DeepSec 2018 Talk: Left of Boom – Brian Contos
By Brian Contos, CISO of Verodin:
“The idea for my presentation “Left of Boom” was based on conversations I was having with some of my co-workers at Verodin. Many people on our team are former military and some served in Iraq and Afghanistan where they engaged in anti-IED (Improvised Explosive Device) missions. During these conversations I first heard the term, Left of Boom, and the more we discussed it, the more I found similarities with cybersecurity.
Left of Boom was made popular in 2007 in reference to the U.S. military combating improvised IED used by insurgents in Afghanistan and Iraq. The U.S. military spent billions of dollars developing technology and tactics to prevent and detect IEDs before detonation, with a goal of disrupting the bomb chain. This is an analog to cybersecurity as we strive to increase the incident prevention capabilities of our security tools and where we can’t prevent attacks, augment prevention with incident detection and response tools.
There is an urgent need for evidence in cybersecurity regarding the effectiveness of specific systems as well as the overall security systems of systems. Are my security tools preventing, detecting, logging, correlating, and alerting? Does the new configuration, patch, rule, or signature result in what was intended? Are systems that were working before still working or have they drifted from a known good state? Without evidence about our security effectiveness, how can we ever empirically answer these questions and get our organizations to the Left of Boom?
Studies across endpoint, network, email, and cloud security tools have established that, on average, we’re only getting about 15-25% effectiveness out of our incident prevention security tools. When it comes to incident detection, it’s as low as 25-35% effectiveness. And for SIEMs, their ability to effectively correlate and alert ranges between 0-45%. We haven’t put a big enough dent in our risk profile and we’re wasting time, money, and resources by not getting value from these security tools. In most cases, the problem isn’t that we have bad technology or ineffective security teams. Instead, it’s an inability to effectively measure, manage, improve, and communicate the security effectiveness of our security tools in a scalable manner that results in actionable evidence.
From a leadership perspective, we’re not able to communicate our security effectiveness to executives based on evidence because we don’t have the evidence. This is devastating, as cybersecurity isn’t about cyber risk – it’s about the financial and operational risk from cyber. Without evidence, executive decision makers can’t do their jobs effectively when it comes to protecting shareholder value, revenue, and reputation.
This presentation will demonstrate automated methods to mitigate these problems.
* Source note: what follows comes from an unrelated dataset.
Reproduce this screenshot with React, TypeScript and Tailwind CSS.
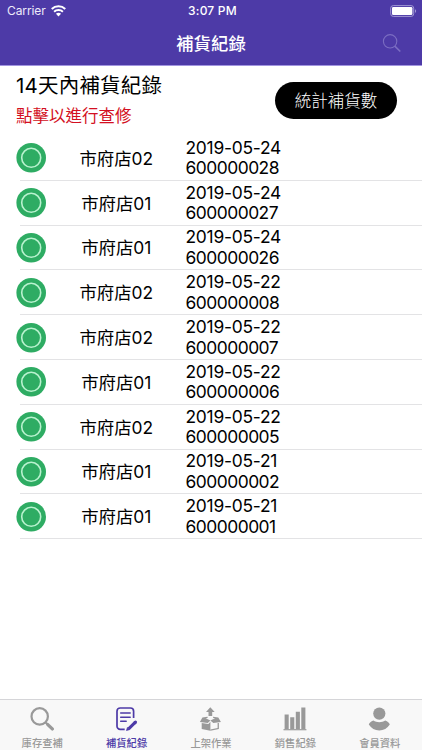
import React from "react";

const records = [
  { store: "市府店02", date: "2019-05-24", no: "600000028" },
  { store: "市府店01", date: "2019-05-24", no: "600000027" },
  { store: "市府店01", date: "2019-05-24", no: "600000026" },
  { store: "市府店02", date: "2019-05-22", no: "600000008" },
  { store: "市府店02", date: "2019-05-22", no: "600000007" },
  { store: "市府店01", date: "2019-05-22", no: "600000006" },
  { store: "市府店02", date: "2019-05-22", no: "600000005" },
  { store: "市府店01", date: "2019-05-21", no: "600000002" },
  { store: "市府店01", date: "2019-05-21", no: "600000001" },
];

function WifiIcon() {
  return (
    <svg width="15" height="12" viewBox="0 0 14 11" fill="none" stroke="#fff">
      <path d="M.7 3.7C4.2.3 9.8.3 13.3 3.7" strokeWidth="1.9" />
      <path d="M2.9 6.2C5.1 4 8.9 4 11.1 6.2" strokeWidth="1.8" />
      <path d="M7 10.6 4.6 8.1C5.9 6.9 8.1 6.9 9.4 8.1Z" fill="#fff" stroke="none" />
    </svg>
  );
}

function BatteryIcon() {
  return (
    <svg width="28" height="12" viewBox="0 0 28 12" fill="none">
      <rect x="1.7" y=".6" width="23" height="10.8" rx="2.6" stroke="#a198d4" strokeWidth="1" />
      <rect x="3" y="2" width="20.4" height="8" rx="1.3" fill="#fff" />
      <path d="M26 4.2c1.5.4 1.5 3.2 0 3.6Z" fill="#a198d4" />
    </svg>
  );
}

function NavSearchIcon() {
  return (
    <svg width="20" height="20" viewBox="0 0 20 20" fill="none" stroke="#7b6dc2">
      <circle cx="8.1" cy="7.3" r="6.7" strokeWidth="1.1" />
      <path d="m12.8 12.2 5.5 5.3" strokeWidth="1.7" />
    </svg>
  );
}

function StatusIcon() {
  return (
    <svg className="shrink-0" width="30" height="30" viewBox="0 0 30 30">
      <circle cx="15.2" cy="14.8" r="14.8" fill="#2eac63" />
      <circle cx="15.2" cy="14.8" r="9.5" fill="none" stroke="#b9f2cf" strokeWidth="1.6" />
    </svg>
  );
}

const tabs = [
  {
    label: "庫存查補",
    icon: (
      <g fill="none" stroke="currentColor">
        <circle cx="9.7" cy="9.4" r="8.2" strokeWidth="2.2" />
        <path d="m15.4 15.3 2 2" strokeWidth="2" />
        <path d="m17.8 17.6 4.5 4.3" strokeWidth="3.3" strokeLinecap="round" />
      </g>
    ),
  },
  {
    label: "補貨紀錄",
    icon: (
      <g fill="none" stroke="currentColor" strokeWidth="1.7">
        <path d="M9.7 22.4H5.2a3.2 3.2 0 0 1-3.2-3.2V4.2A3.2 3.2 0 0 1 5.2 1H15.4a3.2 3.2 0 0 1 3.2 3.2v6.8" />
        <path d="M5.7 6.1h9.5M5.7 10.3h9.5M5.7 14.3h5.5" strokeLinecap="round" strokeWidth="1.5" />
        <path d="m13.6 21.8 6.8-6.6" strokeWidth="3.1" />
        <path d="m20 15.6.5-.5" strokeWidth="3.1" strokeLinecap="round" />
        <path d="m11.4 23.6 1-3.2 2.2 2.3Z" fill="currentColor" strokeWidth=".6" />
      </g>
    ),
  },
  {
    label: "上架作業",
    icon: (
      <g fill="currentColor">
        <path d="M11.3.3 7 4.9h2.5v4h3.7v-4h2.5Z" />
        <path d="m3.4 10.5 5.2-.7v1.1l-2 .4 4.8 2.2-2.6 2.6L.9 15Z" />
        <path d="m19.3 10.5-5.2-.7v1.1l2 .4-4.7 2.2 2.9 2.6 7.6-1.1Z" />
        <path d="M2.7 15.9 9.4 17l2-2.2v9l-8.7-1.9Z" />
        <path d="m19.9 15.9-1.3.2v4.9l-7.2 1.5v1.3l8.5-1.9Z" />
      </g>
    ),
  },
  {
    label: "銷售紀錄",
    icon: (
      <g fill="currentColor">
        <path d="M1.6 7.5h4.1v14.6H1.6ZM7.2 10.3h4.1v11.8H7.2ZM12.8 4.7h4.1v17.4h-4.1ZM18.3.5h4.1v21.6h-4.1Z" />
        <path d="M.5 22.1h22.9v1.2H.5Z" />
      </g>
    ),
  },
  {
    label: "會員資料",
    icon: (
      <g fill="currentColor">
        <circle cx="11.3" cy="6.6" r="6.1" />
        <path d="M5.4 13.5c3.2 2.2 8.6 2.2 11.8 0 2.5.8 4 2.2 4.6 4.1-2.5 4-6.1 5.9-10.5 5.9S3.3 21.6.8 17.6c.6-1.9 2.1-3.3 4.6-4.1Z" />
      </g>
    ),
  },
];

export default function App() {
  return (
    <div className="flex h-[750px] w-[422px] flex-col overflow-hidden bg-white font-['Inter','Noto_Sans_CJK_TC',sans-serif] text-black">
      <header className="flex h-[66px] shrink-0 flex-col border-b border-[#a295e0] bg-[#4d3aa7] text-white">
        <div className="grid h-[22px] grid-cols-3 items-center pr-[5px] pl-[7px]">
          <div className="flex items-center gap-[5px]">
            <span className="text-[12px] leading-[22px] tracking-[-0.1px] text-[#eeeafa]">Carrier</span>
            <WifiIcon />
          </div>
          <span className="pl-px text-center text-[12px] leading-[22px] font-medium tracking-[0.2px]">3:07 PM</span>
          <div className="flex justify-end">
            <BatteryIcon />
          </div>
        </div>
        <div className="grid h-[43px] grid-cols-[1fr_auto_1fr] items-center">
          <span />
          <h1 className="text-[17.4px] leading-[43px] font-medium">補貨紀錄</h1>
          <button className="mr-5 justify-self-end" aria-label="搜尋">
            <NavSearchIcon />
          </button>
        </div>
      </header>

      <main className="flex min-h-0 flex-1 flex-col">
        <section className="flex h-[70px] shrink-0 justify-between pr-[25px] pl-4">
          <div className="pt-[5px]">
            <h2 className="text-[20.5px] leading-[30px] tracking-[0.2px]">14天內補貨紀錄</h2>
            <p className="text-[16.5px] leading-[31px] text-[#d30f22]">點擊以進行查修</p>
          </div>
          <button className="mt-4 h-[37px] w-[122px] rounded-full bg-black pt-px text-[16.5px] leading-[37px] font-light text-white">
            統計補貨數
          </button>
        </section>
        <ul>
          {records.map((record) => (
            <li key={record.no} className="flex h-[44.8px] items-center pl-4">
              <StatusIcon />
              <div className="ml-[-26px] flex h-full flex-1 items-center border-b border-[#e3e3e5]">
                <span className="w-[165.5px] pt-0.5 pl-[27px] text-center text-[17.4px]">{record.store}</span>
                <span className="flex flex-col pt-px text-[17.4px] leading-[20.5px]">
                  <span className="tracking-[-0.25px]">{record.date}</span>
                  <span className="tracking-[-0.5px]">{record.no}</span>
                </span>
              </div>
            </li>
          ))}
        </ul>
      </main>

      <nav className="grid h-[51px] shrink-0 grid-cols-5 border-t border-[#d5d5d8] bg-[#f8f8f8]">
        {tabs.map((tab, index) => (
          <button
            key={tab.label}
            className={`flex flex-col items-center pt-[7px] ${index === 1 ? "text-[#4d3aa7]" : "text-[#999999]"}`}
          >
            <svg width="24" height="24" viewBox="0 0 24 24">
              {tab.icon}
            </svg>
            <span className="mt-[5px] text-[10.3px] leading-[14px] font-medium">{tab.label}</span>
          </button>
        ))}
      </nav>
    </div>
  );
}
It will identify approaches that you can apply to improve the effectiveness of your security tools, security teams, and processes. Following this presentation, you’ll be able to develop your own strategy to get Left of Boom. If you feel that you don’t have the cybersecurity evidence to know, empirically, what’s working, what’s not, how to fix it, how to verify the fix worked, and how to make sure it stays working across your security tools, your people, and the processes they follow, this presentation is for you.”
Brian Contos is the CISO & VP Technology Innovation at Verodin. He is a seasoned executive with over two decades of experience in the security industry, board advisor, entrepreneur and author. After getting his start in security with the Defense Information Systems Agency (DISA) and later Bell Labs, he began the process of building security startups and taking multiple companies through successful IPOs and acquisitions including: Riptech, ArcSight, Imperva, McAfee and Solera Networks.
Brian has worked in over 50 countries across six continents. He has authored several security books, his latest with the former Deputy Director of the NSA, spoken at leading security events globally, and frequently appears in the news. He was recently featured in a cyberwar documentary alongside General Michael Hayden (former Director NSA and CIA).